__Task__
Every line with the word "React" in it should be extracted from the data that follows.

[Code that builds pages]
>>>

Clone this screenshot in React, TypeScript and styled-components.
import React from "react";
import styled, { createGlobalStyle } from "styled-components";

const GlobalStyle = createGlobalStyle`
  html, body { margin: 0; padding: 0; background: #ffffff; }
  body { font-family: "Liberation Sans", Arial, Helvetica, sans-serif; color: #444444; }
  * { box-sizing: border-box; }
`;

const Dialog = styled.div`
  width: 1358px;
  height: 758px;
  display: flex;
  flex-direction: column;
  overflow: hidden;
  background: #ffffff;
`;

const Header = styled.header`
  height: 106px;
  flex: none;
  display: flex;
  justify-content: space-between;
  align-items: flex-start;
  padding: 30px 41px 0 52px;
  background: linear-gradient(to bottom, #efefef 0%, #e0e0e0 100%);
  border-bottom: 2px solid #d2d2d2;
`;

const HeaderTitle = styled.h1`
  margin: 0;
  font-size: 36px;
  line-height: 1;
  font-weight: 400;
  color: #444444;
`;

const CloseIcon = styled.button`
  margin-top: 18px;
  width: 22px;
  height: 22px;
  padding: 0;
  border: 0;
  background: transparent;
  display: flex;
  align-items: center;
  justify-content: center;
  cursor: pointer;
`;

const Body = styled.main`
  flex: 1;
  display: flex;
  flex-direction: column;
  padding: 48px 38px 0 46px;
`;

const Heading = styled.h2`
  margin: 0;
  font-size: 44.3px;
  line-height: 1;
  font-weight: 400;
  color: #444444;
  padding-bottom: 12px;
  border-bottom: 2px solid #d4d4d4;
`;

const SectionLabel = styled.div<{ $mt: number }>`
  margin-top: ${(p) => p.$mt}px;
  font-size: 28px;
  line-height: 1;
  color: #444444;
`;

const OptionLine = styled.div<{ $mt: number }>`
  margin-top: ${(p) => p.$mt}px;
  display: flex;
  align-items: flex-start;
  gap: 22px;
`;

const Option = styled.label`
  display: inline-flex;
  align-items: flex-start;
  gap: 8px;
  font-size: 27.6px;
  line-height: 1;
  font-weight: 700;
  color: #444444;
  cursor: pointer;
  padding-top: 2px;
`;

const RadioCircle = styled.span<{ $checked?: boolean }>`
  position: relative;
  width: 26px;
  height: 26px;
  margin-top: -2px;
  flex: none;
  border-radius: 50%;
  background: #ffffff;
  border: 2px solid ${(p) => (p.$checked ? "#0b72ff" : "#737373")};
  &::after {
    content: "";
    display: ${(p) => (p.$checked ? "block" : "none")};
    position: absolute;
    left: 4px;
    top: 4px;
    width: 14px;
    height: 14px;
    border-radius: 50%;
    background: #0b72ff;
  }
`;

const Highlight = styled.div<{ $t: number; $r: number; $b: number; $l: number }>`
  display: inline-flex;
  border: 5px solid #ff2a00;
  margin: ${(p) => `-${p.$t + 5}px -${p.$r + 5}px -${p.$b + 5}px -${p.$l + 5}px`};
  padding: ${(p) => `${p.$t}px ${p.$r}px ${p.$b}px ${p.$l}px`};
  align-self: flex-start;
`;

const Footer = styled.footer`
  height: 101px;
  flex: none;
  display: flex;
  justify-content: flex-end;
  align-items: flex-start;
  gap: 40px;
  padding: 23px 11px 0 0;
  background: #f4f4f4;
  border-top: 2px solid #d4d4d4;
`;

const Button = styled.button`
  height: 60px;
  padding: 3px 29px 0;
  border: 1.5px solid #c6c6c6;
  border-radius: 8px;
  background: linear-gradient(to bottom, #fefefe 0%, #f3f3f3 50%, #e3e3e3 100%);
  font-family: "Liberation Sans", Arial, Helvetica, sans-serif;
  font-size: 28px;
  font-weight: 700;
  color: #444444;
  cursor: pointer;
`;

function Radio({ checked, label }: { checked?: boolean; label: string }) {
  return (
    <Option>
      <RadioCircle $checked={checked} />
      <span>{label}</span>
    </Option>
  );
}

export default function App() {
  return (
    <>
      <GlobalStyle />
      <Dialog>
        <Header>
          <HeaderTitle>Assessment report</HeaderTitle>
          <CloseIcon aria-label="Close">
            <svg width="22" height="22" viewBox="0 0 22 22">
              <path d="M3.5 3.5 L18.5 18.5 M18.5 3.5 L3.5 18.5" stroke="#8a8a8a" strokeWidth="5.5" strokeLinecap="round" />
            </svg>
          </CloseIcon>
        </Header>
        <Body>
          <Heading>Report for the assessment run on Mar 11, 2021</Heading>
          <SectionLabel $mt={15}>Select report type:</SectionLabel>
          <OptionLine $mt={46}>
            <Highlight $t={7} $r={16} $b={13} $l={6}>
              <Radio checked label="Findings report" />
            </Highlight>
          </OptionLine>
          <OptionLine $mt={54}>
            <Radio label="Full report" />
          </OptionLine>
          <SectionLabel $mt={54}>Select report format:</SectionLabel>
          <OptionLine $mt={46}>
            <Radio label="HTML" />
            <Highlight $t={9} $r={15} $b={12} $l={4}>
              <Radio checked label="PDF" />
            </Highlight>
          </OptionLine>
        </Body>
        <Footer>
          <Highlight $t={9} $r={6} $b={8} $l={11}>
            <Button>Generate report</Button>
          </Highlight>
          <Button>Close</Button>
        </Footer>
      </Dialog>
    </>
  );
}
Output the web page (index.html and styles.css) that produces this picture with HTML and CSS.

<<<
>>>

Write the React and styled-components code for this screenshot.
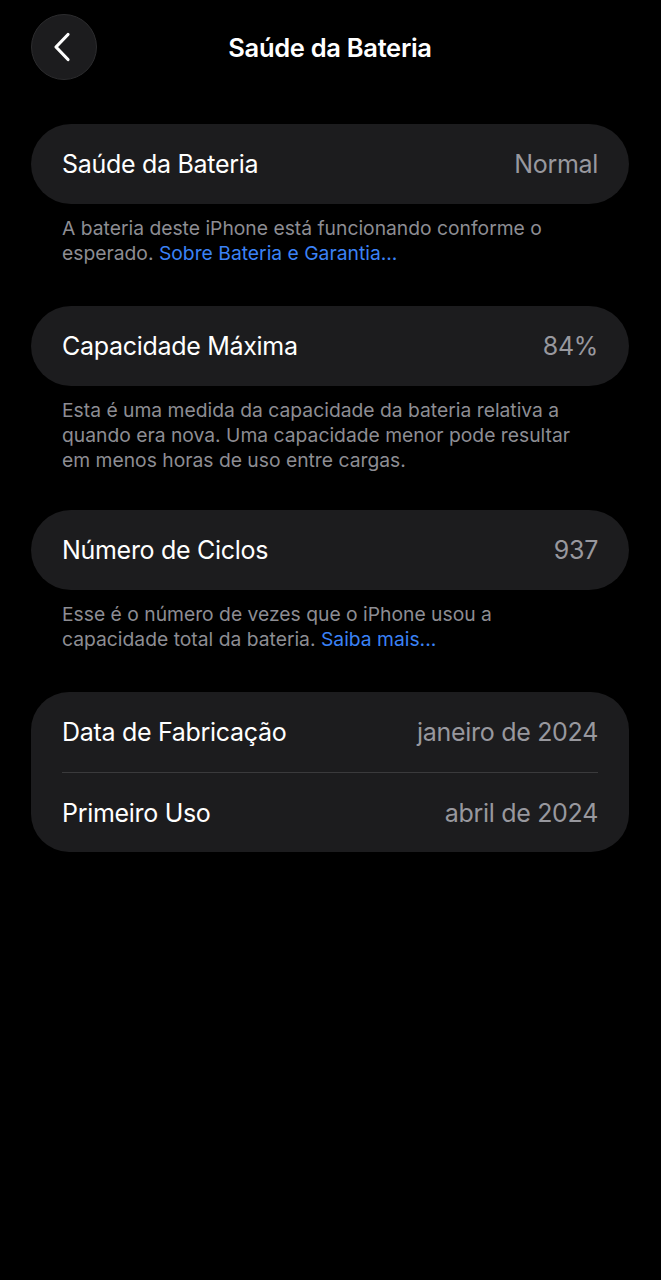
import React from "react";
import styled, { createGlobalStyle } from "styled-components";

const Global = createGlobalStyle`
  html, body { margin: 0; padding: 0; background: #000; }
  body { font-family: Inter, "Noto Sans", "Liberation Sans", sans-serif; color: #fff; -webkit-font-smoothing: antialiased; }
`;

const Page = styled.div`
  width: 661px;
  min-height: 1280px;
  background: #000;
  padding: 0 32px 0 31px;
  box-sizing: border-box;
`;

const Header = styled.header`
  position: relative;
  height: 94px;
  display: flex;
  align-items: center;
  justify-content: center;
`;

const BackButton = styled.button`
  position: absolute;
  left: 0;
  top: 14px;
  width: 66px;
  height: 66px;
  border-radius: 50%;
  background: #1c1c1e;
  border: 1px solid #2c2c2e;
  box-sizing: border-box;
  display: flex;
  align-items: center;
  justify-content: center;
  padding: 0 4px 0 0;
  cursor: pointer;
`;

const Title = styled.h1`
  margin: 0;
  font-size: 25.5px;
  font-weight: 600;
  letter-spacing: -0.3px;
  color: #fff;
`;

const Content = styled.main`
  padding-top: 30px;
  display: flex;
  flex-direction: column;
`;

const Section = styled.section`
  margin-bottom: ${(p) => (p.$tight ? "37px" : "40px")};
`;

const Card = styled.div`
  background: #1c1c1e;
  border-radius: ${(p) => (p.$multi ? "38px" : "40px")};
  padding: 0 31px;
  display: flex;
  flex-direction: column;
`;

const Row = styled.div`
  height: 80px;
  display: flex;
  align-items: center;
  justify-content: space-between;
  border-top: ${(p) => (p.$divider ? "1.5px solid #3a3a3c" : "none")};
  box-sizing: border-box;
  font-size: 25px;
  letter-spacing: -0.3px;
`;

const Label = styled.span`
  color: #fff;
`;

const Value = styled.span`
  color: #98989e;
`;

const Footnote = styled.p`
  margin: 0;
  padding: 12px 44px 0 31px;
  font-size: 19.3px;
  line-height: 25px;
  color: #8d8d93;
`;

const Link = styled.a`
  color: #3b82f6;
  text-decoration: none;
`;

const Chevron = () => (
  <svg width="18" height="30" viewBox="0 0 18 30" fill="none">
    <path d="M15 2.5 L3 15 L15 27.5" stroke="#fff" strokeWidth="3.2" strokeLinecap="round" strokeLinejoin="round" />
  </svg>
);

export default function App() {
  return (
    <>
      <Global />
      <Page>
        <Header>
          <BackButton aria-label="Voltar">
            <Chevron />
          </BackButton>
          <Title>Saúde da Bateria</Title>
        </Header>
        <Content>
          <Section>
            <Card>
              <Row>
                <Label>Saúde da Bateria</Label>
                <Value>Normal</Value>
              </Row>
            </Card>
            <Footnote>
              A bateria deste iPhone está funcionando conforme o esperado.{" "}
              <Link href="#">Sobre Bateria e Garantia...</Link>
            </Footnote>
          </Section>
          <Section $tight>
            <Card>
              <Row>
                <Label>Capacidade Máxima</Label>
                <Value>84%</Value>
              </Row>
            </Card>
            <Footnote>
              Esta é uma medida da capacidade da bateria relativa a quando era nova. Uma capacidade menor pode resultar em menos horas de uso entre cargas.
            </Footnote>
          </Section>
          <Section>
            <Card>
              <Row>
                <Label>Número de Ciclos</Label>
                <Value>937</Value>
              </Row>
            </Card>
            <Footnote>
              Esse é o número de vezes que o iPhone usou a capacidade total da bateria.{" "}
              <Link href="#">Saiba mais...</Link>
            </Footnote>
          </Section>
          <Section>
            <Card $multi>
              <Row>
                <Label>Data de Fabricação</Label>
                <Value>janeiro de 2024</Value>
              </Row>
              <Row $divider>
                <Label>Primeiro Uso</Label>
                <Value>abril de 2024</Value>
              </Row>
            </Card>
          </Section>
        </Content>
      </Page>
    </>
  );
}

<<<

__Solution to the problem__
Clone this screenshot in React, TypeScript and styled-components.
import React from "react";
Write the React and styled-components code for this screenshot.
import React from "react";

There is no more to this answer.